Furnished Farmers Fight For Forests
Farmers in Ghana have a boon, a boon with a booming sound, for the newness engulfing their arena is so different. The Government through the Forest Plantation Fund Board holds the position that crop farming and forest tree plantation are not mutually exclusive but can be integrated for the best results.
For a long time, farming has been torn in the flesh of forestry as the cultivation of crops is preceded by land preparation that involved the clearance of vegetative cover before planting. Trees are part of the items that are removed in the process.
Moving away from this practice in 360 degrees, farmers are being slipped into the world of forest management where they are to intercrop food produce with existing plantations. In shoring up forest estates. and not to decimate them, farmers are told to maintain trees in the forest and are to infuse the grove by planting tree seedlings.

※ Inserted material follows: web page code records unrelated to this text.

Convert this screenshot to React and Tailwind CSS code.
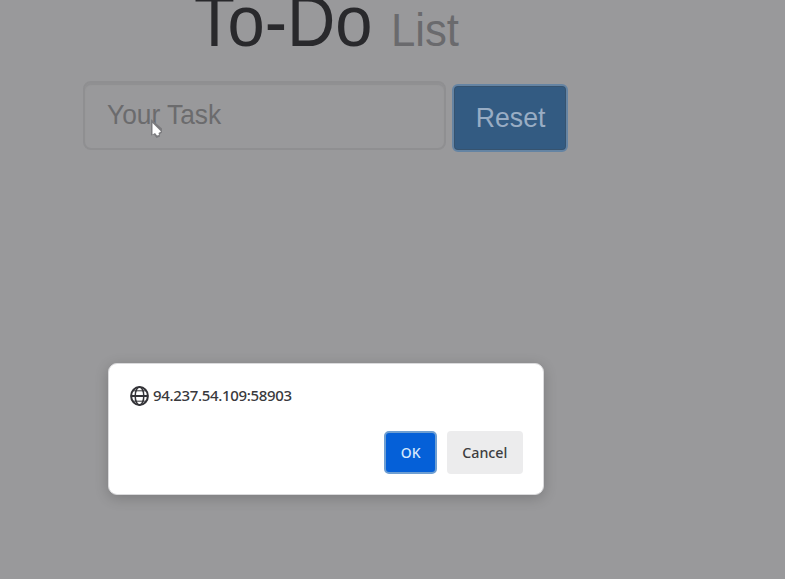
function GlobeIcon() {
  return (
    <svg className="block h-[22px] w-[21px] shrink-0" viewBox="0 0 21 22" fill="none" stroke="#333337">
      <ellipse cx="10.5" cy="11" rx="8.4" ry="9" strokeWidth="2" />
      <ellipse cx="10.5" cy="11" rx="4.3" ry="9" strokeWidth="1.5" />
      <path d="M2 11H19" strokeWidth="2" />
      <path d="M3.5 5.8H17.5M3.5 16.2H17.5" strokeWidth="1" />
    </svg>
  );
}

function Cursor() {
  return (
    <svg className="absolute left-[149px] top-[117px] h-[22px] w-[14px]" viewBox="0 0 14 22">
      <path d="M2 2V18.5L5 17.5L7.5 21L11 19.5L10.5 17.5L13 15.5V11.5Z" fill="#7b7b7e" />
      <path d="M3.5 6V17.5L6 16L8 18.5L10 18L9.5 16L12 14.5Z" fill="#fff" />
    </svg>
  );
}

function Dialog() {
  return (
    <div className="absolute left-[108px] top-[363px] flex h-[132px] w-[436px] flex-col justify-between rounded-[9px] border border-[#dadadc] bg-white pt-[21px] pr-[20px] pb-[20px] pl-[20px] shadow-[0_3px_14px_rgba(0,0,0,0.2)] font-['Noto_Sans',sans-serif]">
      <div className="flex items-center">
        <GlobeIcon />
        <div className="-mt-[2px] ml-[3px] text-[15px] leading-[22px] font-medium tracking-[-0.33px] whitespace-nowrap text-[#39393c]">
          94.237.54.109:58903
        </div>
      </div>
      <div className="flex justify-end gap-[10px] text-[15px] font-medium">
        <button className="h-[43px] w-[53px] rounded-[5px] border-2 border-[#6f9fd2] bg-[#0560d8] text-[#d4e8fd]">
          <span className="inline-block scale-x-[0.93]">OK</span>
        </button>
        <button className="h-[43px] w-[76px] rounded-[4px] bg-[#ececed] text-[#3d3d40]">
          <span className="inline-block scale-x-[0.95]">Cancel</span>
        </button>
      </div>
    </div>
  );
}

export default function App() {
  return (
    <div className="relative h-[579px] w-[785px] overflow-hidden bg-[#99999b] font-['Liberation_Sans',Arial,sans-serif]">
      <h1 className="-mt-[15px] ml-[194px] flex h-[96px] items-baseline text-[72px] leading-[72px] whitespace-nowrap text-[#29292c]">
        <span className="w-[197px] origin-left scale-x-[0.93]">To-Do</span>
        <small className="origin-left scale-x-[0.95] text-[46px] text-[#6a6a6d]">List</small>
      </h1>
      <div className="ml-[83px] flex items-start gap-[6px]">
        <div className="flex h-[69px] w-[363px] items-center rounded-[8px] border-2 border-[#8f8f91] pb-[2px] pl-[22px] text-[28px] text-[#6b6b6d] shadow-[inset_0_2px_1px_#909092]">
          <span className="origin-left scale-x-[0.94] whitespace-nowrap">Your Task</span>
        </div>
        <button className="mt-[3px] h-[68px] w-[116px] rounded-[6px] border-2 border-[#6584a3] bg-[#335b82] pl-[2px] text-[28px] text-[#99adc4] shadow-[inset_0_0_0_1px_#36536f]">
          <span className="inline-block scale-x-[0.95]">Reset</span>
        </button>
      </div>
      <Cursor />
      <Dialog />
    </div>
  );
}
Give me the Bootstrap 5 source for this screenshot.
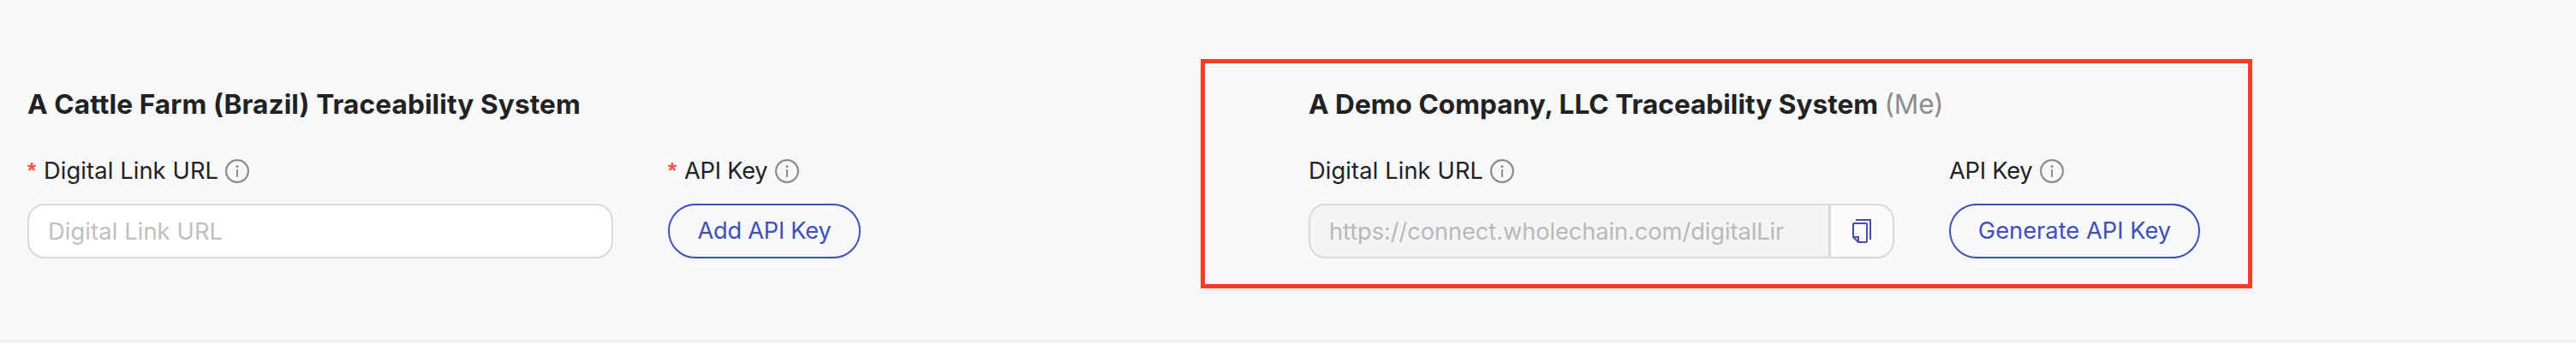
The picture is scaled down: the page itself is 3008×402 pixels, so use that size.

Since farmers are expected to use cutlasses to weed the undergrowth of plantations before cropping lands, earth-moving machinery that mows everything in sight during land preparation is not allowed under farmers in forest plantations. This means those who are targeted in the exercise are small-scale farmers. The system draws a fence around illegal loggers in forest reserves, and the delineation places farmers on the side of the watchmen. All that farmers are expected to do in the new exercise that began in 2019, is to plant their food crops, and tree seedlings, and blow the whistle on violators.
The new line of action might come up against stiff opposition by fomenters of illegalities whose stock-in-trade is to subjugate human lives to forest resources and so they maim and kill in their various quests. These are threats that call for reinforcement in forest security.
Granted the trespass is warded off, and the symbiotic coexistence between farming and forest conservation is in place, soils are to be enriched from the mulch as the routine tree pruning exercise sends foliage to the ground. A dense forest minimizes the impact of climate change and induces the normal rainfall pattern to grow food crops in the plantation fields.
Forestry officials supported by the Forest Plantation Fund Board, have been distributing the seedlings of the teak plant to fill up sparsely populated areas, especially as teak is fire-tolerant. However, in order not to deface the natural grove, a conscious effort is made to create a diverse mix of trees in the locations of regeneration.
At Hohoe, the second-largest city in the Volta region, the government supplied over 10 million trees to schools, youths, and households to plant trees under the Green Ghana project that is seeking to restore depleted forests. A Technical Officer of Forestry at Hohoe, Mr. Maxwell Kotia has suggested that Ghana can take advantage of afforestation programs to plant more cocoa seedlings around the country.
The Ghana Cocobod has as part of its agencies, a cocoa seedling development center that produces seedlings to replenish stocks. According to the technical officer, it will be prudent to replicate cocoa seedling production centers in all cocoa-growing districts, and others, for the multiplication of the cash crop with an annual export revenue of 2 billion dollars.
Meanwhile, the clusters implementing the tree planting exercise appeal to the government to increase their monthly stipends. They say, being a Nemophilist or forest dweller or hired to work in the habitation of dangerous animals in the wild is a risky job that deserves good compensation.